- _Required task_:
For the data that follows, report how many lines contain the word "this", and nothing else.

-- Begin Material to process --

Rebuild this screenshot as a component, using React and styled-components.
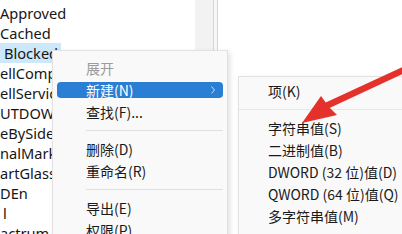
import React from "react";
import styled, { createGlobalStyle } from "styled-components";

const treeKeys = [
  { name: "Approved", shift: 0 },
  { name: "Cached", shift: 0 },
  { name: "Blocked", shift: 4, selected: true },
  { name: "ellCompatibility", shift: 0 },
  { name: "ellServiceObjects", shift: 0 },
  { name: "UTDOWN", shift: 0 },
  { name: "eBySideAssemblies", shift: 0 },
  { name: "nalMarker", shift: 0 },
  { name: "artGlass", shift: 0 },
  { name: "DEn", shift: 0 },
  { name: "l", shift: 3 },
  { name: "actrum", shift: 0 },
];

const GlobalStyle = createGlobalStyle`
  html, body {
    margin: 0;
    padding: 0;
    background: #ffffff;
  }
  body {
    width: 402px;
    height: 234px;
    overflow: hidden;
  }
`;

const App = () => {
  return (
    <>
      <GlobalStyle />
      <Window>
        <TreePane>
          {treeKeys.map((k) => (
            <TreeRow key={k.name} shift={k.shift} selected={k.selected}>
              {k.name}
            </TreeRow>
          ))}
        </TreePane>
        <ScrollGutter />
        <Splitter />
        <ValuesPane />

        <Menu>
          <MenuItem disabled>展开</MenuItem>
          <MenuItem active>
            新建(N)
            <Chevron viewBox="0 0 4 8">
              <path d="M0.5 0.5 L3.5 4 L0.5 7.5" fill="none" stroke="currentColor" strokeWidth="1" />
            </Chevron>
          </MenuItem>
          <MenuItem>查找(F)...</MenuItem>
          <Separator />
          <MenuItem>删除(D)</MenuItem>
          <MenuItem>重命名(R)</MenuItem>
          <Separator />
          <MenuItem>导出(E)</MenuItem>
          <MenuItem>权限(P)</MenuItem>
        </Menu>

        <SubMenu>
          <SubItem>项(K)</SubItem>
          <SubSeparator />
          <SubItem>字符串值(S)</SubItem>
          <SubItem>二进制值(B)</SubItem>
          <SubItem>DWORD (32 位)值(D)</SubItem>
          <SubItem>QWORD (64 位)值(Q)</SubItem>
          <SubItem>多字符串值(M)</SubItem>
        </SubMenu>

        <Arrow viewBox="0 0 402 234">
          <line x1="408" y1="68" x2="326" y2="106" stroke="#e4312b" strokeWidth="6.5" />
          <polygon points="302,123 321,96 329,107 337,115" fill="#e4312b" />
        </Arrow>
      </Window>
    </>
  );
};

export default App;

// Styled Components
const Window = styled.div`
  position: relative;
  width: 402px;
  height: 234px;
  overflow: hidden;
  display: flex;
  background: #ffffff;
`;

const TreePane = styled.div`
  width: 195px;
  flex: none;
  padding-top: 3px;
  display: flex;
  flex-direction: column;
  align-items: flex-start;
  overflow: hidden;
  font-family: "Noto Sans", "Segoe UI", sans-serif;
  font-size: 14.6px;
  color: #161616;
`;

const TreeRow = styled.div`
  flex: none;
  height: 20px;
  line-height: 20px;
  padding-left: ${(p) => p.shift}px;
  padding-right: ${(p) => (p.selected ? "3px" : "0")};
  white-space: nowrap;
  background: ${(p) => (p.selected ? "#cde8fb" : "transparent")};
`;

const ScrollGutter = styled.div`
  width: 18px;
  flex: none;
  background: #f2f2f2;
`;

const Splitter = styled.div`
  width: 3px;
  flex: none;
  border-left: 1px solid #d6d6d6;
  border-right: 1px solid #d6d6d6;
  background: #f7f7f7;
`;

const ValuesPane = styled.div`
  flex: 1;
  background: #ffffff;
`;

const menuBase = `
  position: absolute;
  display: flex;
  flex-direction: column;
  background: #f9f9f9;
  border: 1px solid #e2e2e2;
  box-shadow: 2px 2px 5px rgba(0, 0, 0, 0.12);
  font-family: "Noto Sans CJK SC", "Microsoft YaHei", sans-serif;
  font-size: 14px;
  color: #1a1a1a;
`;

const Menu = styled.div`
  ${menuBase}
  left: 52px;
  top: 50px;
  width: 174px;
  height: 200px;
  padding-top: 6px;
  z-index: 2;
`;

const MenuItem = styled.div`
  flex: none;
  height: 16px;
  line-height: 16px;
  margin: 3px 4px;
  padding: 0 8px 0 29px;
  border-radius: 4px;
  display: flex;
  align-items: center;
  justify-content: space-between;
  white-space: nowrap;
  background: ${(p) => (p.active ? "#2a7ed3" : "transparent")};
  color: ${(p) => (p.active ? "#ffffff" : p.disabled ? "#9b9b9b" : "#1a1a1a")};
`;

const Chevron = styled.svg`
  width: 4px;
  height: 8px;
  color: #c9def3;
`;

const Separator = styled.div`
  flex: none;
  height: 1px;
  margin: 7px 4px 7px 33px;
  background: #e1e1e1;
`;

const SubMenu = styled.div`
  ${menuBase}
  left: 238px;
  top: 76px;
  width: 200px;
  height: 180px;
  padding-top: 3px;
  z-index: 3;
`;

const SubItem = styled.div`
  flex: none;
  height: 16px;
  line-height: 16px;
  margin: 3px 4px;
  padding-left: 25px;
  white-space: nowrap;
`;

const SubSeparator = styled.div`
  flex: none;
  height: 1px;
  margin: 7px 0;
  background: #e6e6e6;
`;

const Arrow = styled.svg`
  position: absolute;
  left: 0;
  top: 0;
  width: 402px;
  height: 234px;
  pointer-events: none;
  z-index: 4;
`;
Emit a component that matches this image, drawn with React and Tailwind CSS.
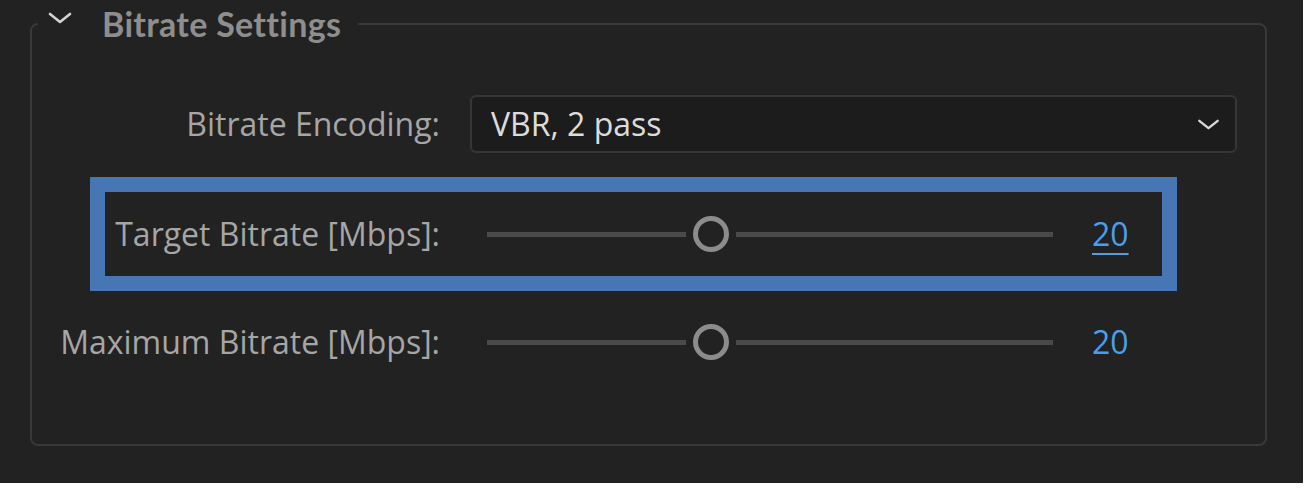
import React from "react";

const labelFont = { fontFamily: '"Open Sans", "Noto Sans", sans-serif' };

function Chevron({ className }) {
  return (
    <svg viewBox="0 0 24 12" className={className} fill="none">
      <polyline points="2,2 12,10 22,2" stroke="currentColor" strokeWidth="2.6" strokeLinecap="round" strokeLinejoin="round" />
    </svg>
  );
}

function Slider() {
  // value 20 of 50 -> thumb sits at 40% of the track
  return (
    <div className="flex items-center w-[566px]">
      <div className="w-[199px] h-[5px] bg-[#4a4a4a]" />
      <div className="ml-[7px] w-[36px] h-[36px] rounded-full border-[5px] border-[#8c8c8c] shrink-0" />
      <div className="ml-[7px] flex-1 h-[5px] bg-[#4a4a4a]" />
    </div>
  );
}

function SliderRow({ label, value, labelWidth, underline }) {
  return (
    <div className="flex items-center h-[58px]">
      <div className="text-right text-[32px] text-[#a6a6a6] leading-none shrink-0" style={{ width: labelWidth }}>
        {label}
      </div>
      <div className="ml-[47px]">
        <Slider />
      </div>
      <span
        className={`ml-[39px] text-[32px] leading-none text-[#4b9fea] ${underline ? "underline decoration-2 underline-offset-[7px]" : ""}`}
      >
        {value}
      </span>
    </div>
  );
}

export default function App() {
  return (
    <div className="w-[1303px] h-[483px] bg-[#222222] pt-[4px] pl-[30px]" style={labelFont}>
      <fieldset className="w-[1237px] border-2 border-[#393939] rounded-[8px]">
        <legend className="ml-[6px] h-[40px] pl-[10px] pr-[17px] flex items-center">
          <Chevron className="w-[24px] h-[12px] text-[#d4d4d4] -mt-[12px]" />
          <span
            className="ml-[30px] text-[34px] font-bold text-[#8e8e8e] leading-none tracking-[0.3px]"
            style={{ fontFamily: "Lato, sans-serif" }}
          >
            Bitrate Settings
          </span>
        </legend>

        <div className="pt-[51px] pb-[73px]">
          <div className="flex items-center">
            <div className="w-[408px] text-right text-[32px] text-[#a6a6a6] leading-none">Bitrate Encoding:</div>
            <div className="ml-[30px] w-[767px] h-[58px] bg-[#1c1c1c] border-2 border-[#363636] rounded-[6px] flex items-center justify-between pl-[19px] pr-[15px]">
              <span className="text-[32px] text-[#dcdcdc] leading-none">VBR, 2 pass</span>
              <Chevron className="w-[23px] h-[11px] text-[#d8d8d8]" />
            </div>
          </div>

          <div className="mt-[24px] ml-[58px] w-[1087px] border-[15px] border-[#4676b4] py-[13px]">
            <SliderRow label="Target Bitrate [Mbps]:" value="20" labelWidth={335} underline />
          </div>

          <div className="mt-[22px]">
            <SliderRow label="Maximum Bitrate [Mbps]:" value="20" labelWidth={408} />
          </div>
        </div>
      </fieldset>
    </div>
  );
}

-- End Material to process --

- _Response below_:
2